When then Imenti Central MP Gitobu Imanyara tabled the discrepancies of the Supplementary Budget in Parliament, a combative Kenyatta termed them “fictitious” and “made in bad faith.”

“I’m encouraging our Members of Parliament to avoid using information derived from institutions of doubtful professional capability,” he said.

Imanyara had accused Uhuru of misleading MPs that he would only draw Sh22 billion from the Consolidated Fund but had used their approval to withdraw Sh31 billion.

Imanyara would further accuse the government of either using the variation in the theft of public funds or to secretly pay off obligations in the dirty Anglo Leasing-type contracts that the comptroller of budget and the auditor general put at Sh56 billion.

Uhuru would later be forced to eat humble pie before TV cameras, attributing the discrepancies to “a typing error.”

“There may be figures that may not be 100 per cent correct as a result of computer inputs,” he would tell journalists at a press conference.

The shocking admission undermined the credibility of the National Budget, whose reading was due in a few weeks’ time.

When he made the statement, the House Finance Committee was scheduled to meet and interrogated the figures before voting on the matter.

“I’m completely confident there was no intention by the Treasury to defraud any single Kenyan, and I do believe ultimately the numbers would tally,” he told the press.

At the time, Uhuru was also the deputy prime minister in the coalition government.

“Yes, there may be a typing error, but that to me may not be a major cause of alarm,” said Uhuru. When the matter came to light, then Parliament Speaker Kenneth Marende referred the matter to the Parliamentary Finance and Budget committees for investigation.

“The Finance Committee will merely confirm that (no fraudulent activity) as the true position,” said Marende.

Questions flew as to whether he had personally double-checked the figures or he had been let down by subordinates.

“This is normal, one can never be 100 per cent (at times) there are mistakes in my written speeches,” said Uhuru.

Mars Group had analysed the supplementary budget against figures in the approved National Budget, alleging that they revealed systematic differences that might have caused MPs to vote for extra funds than was necessary.

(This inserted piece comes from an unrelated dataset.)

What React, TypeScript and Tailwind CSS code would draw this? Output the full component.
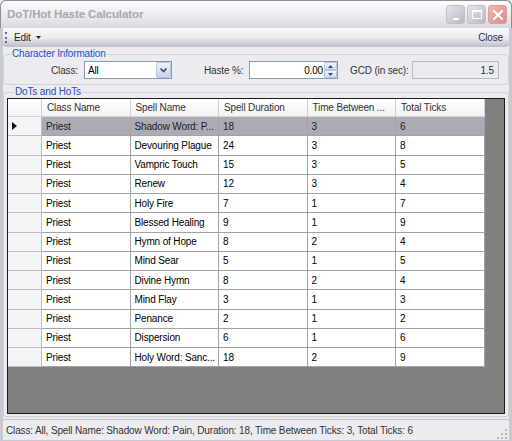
import { clsx } from 'clsx';

const ROWS = [
  ['Priest', 'Shadow Word: P...', '18', '3', '6'],
  ['Priest', 'Devouring Plague', '24', '3', '8'],
  ['Priest', 'Vampric Touch', '15', '3', '5'],
  ['Priest', 'Renew', '12', '3', '4'],
  ['Priest', 'Holy Fire', '7', '1', '7'],
  ['Priest', 'Blessed Healing', '9', '1', '9'],
  ['Priest', 'Hymn of Hope', '8', '2', '4'],
  ['Priest', 'Mind Sear', '5', '1', '5'],
  ['Priest', 'Divine Hymn', '8', '2', '4'],
  ['Priest', 'Mind Flay', '3', '1', '3'],
  ['Priest', 'Penance', '2', '1', '2'],
  ['Priest', 'Dispersion', '6', '1', '6'],
  ['Priest', 'Holy Word: Sanc...', '18', '2', '9'],
];

const COLUMNS = ['Class Name', 'Spell Name', 'Spell Duration', 'Time Between ...', 'Total Ticks'];

export default function App() {
  return (
    <div
      className="flex h-[441px] w-[512px] flex-col overflow-hidden whitespace-nowrap bg-[#ecebef] text-[10px] tracking-[-0.15px] text-black"
      style={{ fontFamily: '"Liberation Sans", Arial, sans-serif' }}
    >
      {/* Title bar */}
      <div className="flex h-[28px] items-center rounded-t-[6px] border-x border-t border-[#8d8d9c] bg-gradient-to-b from-[#fdfdfe] via-[#ececf1] to-[#d9d9e1] pl-[6px] pr-[4px]">
        <span className="flex-1 text-[11.5px] font-bold tracking-[-0.1px] text-[#a7a7ad]">
          DoT/Hot Haste Calculator
        </span>
        <div className="flex gap-[2px]">
          <TitleButton>
            <div className="mt-[8px] h-[2px] w-[6px] bg-white" />
          </TitleButton>
          <TitleButton>
            <div className="h-[9px] w-[10px] border border-t-2 border-white" />
          </TitleButton>
          <TitleButton close>
            <svg width="12" height="12" viewBox="0 0 12 12" fill="none">
              <path d="M2 2l8 8M10 2l-8 8" stroke="white" strokeWidth="2" strokeLinecap="round" />
            </svg>
          </TitleButton>
        </div>
      </div>

      <div className="flex flex-1 flex-col border-x-[3px] border-b-[1px] border-[#c9c9d2]">
        {/* Toolbar */}
        <div className="flex h-[19px] items-center rounded-b-[3px] bg-gradient-to-b from-[#fbfbfc] via-[#ebebf0] to-[#bdbdcc] pr-[6px] text-[#222]">
          <div className="ml-[2px] flex h-[13px] flex-col justify-between py-[1px]">
            <span className="h-[2px] w-[2px] bg-[#6b6b80]" />
            <span className="h-[2px] w-[2px] bg-[#6b6b80]" />
            <span className="h-[2px] w-[2px] bg-[#6b6b80]" />
          </div>
          <span className="ml-[7px]">Edit</span>
          <svg width="5" height="3" viewBox="0 0 5 3" className="ml-[5px]">
            <path d="M0 0h5L2.5 3z" fill="#222" />
          </svg>
          <span className="ml-auto text-[#333]">Close</span>
        </div>

        {/* Character Information */}
        <fieldset className="mt-[1px] h-[37px] rounded-[3px] border border-[#d0d0d6] p-0">
          <legend className="ml-[7px] px-[1px] text-[10px] leading-[12px] text-[#1f4fc4]">
            Character Information
          </legend>
          <div className="flex h-[20px] items-center text-[#333]">
            <span className="ml-[47px] w-[30px]">Class:</span>
            <div className="ml-[3px] flex h-[18px] w-[88px] items-center border border-[#7f9db9] bg-white pl-[3px]">
              <span className="flex-1 text-black">All</span>
              <div className="flex h-[16px] w-[15px] items-center justify-center rounded-[2px] border border-[#b8c4dc] bg-gradient-to-b from-[#f2f4fa] to-[#c9d2e8]">
                <svg width="9" height="7" viewBox="0 0 9 7" fill="none">
                  <path d="M1.5 1.5l3 3 3-3" stroke="#3a4a6a" strokeWidth="1.6" />
                </svg>
              </div>
            </div>
            <span className="ml-[32px] w-[45px]">Haste %:</span>
            <div className="flex h-[18px] w-[89px] items-center border border-[#7f9db9] bg-white">
              <span className="flex-1 pr-[1px] text-right text-black">0.00</span>
              <div className="flex h-[16px] w-[13px] flex-col">
                <div className="flex flex-1 items-center justify-center rounded-[1px] border border-[#b8c4dc] bg-gradient-to-b from-[#f2f4fa] to-[#d2d9ec]">
                  <svg width="5" height="3" viewBox="0 0 5 3">
                    <path d="M0 3h5L2.5 0z" fill="#3a4a6a" />
                  </svg>
                </div>
                <div className="flex flex-1 items-center justify-center rounded-[1px] border border-[#b8c4dc] bg-gradient-to-b from-[#f2f4fa] to-[#d2d9ec]">
                  <svg width="5" height="3" viewBox="0 0 5 3">
                    <path d="M0 0h5L2.5 3z" fill="#3a4a6a" />
                  </svg>
                </div>
              </div>
            </div>
            <span className="ml-[12px] w-[62px]">GCD (in sec):</span>
            <div className="flex h-[18px] w-[87px] items-center justify-end border border-[#b9b9c0] bg-[#ebebef] pr-[4px] text-[#333]">
              1.5
            </div>
          </div>
        </fieldset>

        {/* DoTs and HoTs */}
        <fieldset className="mt-[1px] flex min-h-0 flex-1 flex-col rounded-[3px] border border-[#d0d0d6] px-[3px] pb-[2px] pt-0">
          <legend className="ml-[7px] px-[1px] text-[10px] leading-[12px] text-[#1f4fc4]">
            DoTs and HoTs
          </legend>
          <div className="flex flex-1 flex-col border border-[#1b1b1b] bg-[#808080]">
            {/* header */}
            <div className="flex h-[18px] w-[477px] border-b border-[#d5d5d5] bg-gradient-to-b from-white to-[#f3f3f6]">
              <div className="w-[34px] border-r border-[#d0d0d0]" />
              {COLUMNS.map((c) => (
                <div
                  key={c}
                  className="flex w-[88.5px] items-center overflow-hidden border-r border-[#d0d0d0] pl-[5px] text-[#333]"
                >
                  {c}
                </div>
              ))}
            </div>
            {ROWS.map((r, i) => (
              <div key={i} className="flex h-[19.25px] w-[477px]">
                <div className="flex w-[34px] items-center border-b border-r border-[#bdbdc4] bg-[#f4f4f7] pl-[4px]">
                  {i === 0 && (
                    <svg width="5" height="8" viewBox="0 0 5 8">
                      <path d="M0 0l5 4-5 4z" fill="#111" />
                    </svg>
                  )}
                </div>
                {r.map((v, j) => (
                  <div
                    key={j}
                    className={clsx(
                      'flex w-[88.5px] items-center overflow-hidden border-b border-r border-[#a3a3a3] pl-[4px]',
                      i === 0 ? 'bg-[#aaabb4] text-[#222]' : 'bg-white text-black'
                    )}
                  >
                    {v}
                  </div>
                ))}
              </div>
            ))}
          </div>
        </fieldset>

        {/* Status bar */}
        <div className="mt-[2px] flex h-[21px] items-center border-t border-[#c4c4cc] bg-[#ecebef] pl-[3px] text-[#333]">
          <span className="flex-1">
            Class: All, Spell Name: Shadow Word: Pain, Duration: 18, Time Between Ticks: 3, Total Ticks: 6
          </span>
          <svg width="10" height="10" viewBox="0 0 10 10" className="mr-[2px] mt-[8px]">
            <rect x="8" y="0" width="2" height="2" fill="#b5b5bd" />
            <rect x="8" y="4" width="2" height="2" fill="#b5b5bd" />
            <rect x="4" y="4" width="2" height="2" fill="#b5b5bd" />
            <rect x="8" y="8" width="2" height="2" fill="#b5b5bd" />
            <rect x="4" y="8" width="2" height="2" fill="#b5b5bd" />
            <rect x="0" y="8" width="2" height="2" fill="#b5b5bd" />
          </svg>
        </div>
      </div>
    </div>
  );
}

function TitleButton({ children, close }: { children: React.ReactNode; close?: boolean }) {
  return (
    <div
      className={clsx(
        'flex h-[19px] w-[19px] items-center justify-center rounded-[3px] border',
        close
          ? 'border-[#d9a0a0] bg-gradient-to-br from-[#f1b9b4] to-[#dc8a84]'
          : 'border-[#c0c0cc] bg-gradient-to-br from-[#e6e6ec] to-[#b9b9c6]'
      )}
    >
      {children}
    </div>
  );
}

According to the independent anti-graft watchdog, the total figure in dispute was just over Sh9.2 billion.

Mars Group alleged that 200 budget line items involving 35 ministries had been varied upwards.

Mati would challenge Uhuru to name those responsible and the true authors of the Supplementary Budget, adding that it was a deliberate ploy to hoodwink MPs.

Another concern by Mati was that out of every Sh100 spent, Sh85 went to recurrent expenditure, which includes salaries and allowances, while only Sh10 went to development projects. The grand coalition had one of the most bloated cabinets.

The controversy never ended there.

Two weeks later, fresh claims emerged that there were new discrepancies amounting to Sh10.7 billion in the revised supplementary budget that had been approved by Parliament.

Uhuru allies would rush to his support, painting Mars Group as publicity seekers.

According to Mati, the resubmitted supplementary estimates showed that even as the printed estimates’ error was rectified a “completely new set of errors and discrepancies has been introduced into the current recurrent and development estimates.”

“The variances between the revisions contained in the first and second versions of the Supplementary Budget cannot be a computer error but a deliberate parlance in cooking up figures,” he said.

The Sh10.7 billion errors impacted 211 line items spanning 36 ministries.

Mati further pointed out that recommendations made by the joint committee of the budget committee and the finance committee hadn’t been followed.

The two had recommended an independent forensic audit and the estimates withdrawn from the House and the Fiscal Management Bill be approved and enacted urgently.

Mati further alleged Uhuru made changes to the revised estimates without amending the Supplementary Appropriations Bill, 2009, meaning that Parliament had approved sums not contained in any law. This, he argued, created a loophole for the misappropriation of public funds.

On Thursday, Treasury Cabinet Secretary Ukur Yattani will read the 2021/2022 Budget, with the government expected to spend Sh3.63 trillion in the new financial year.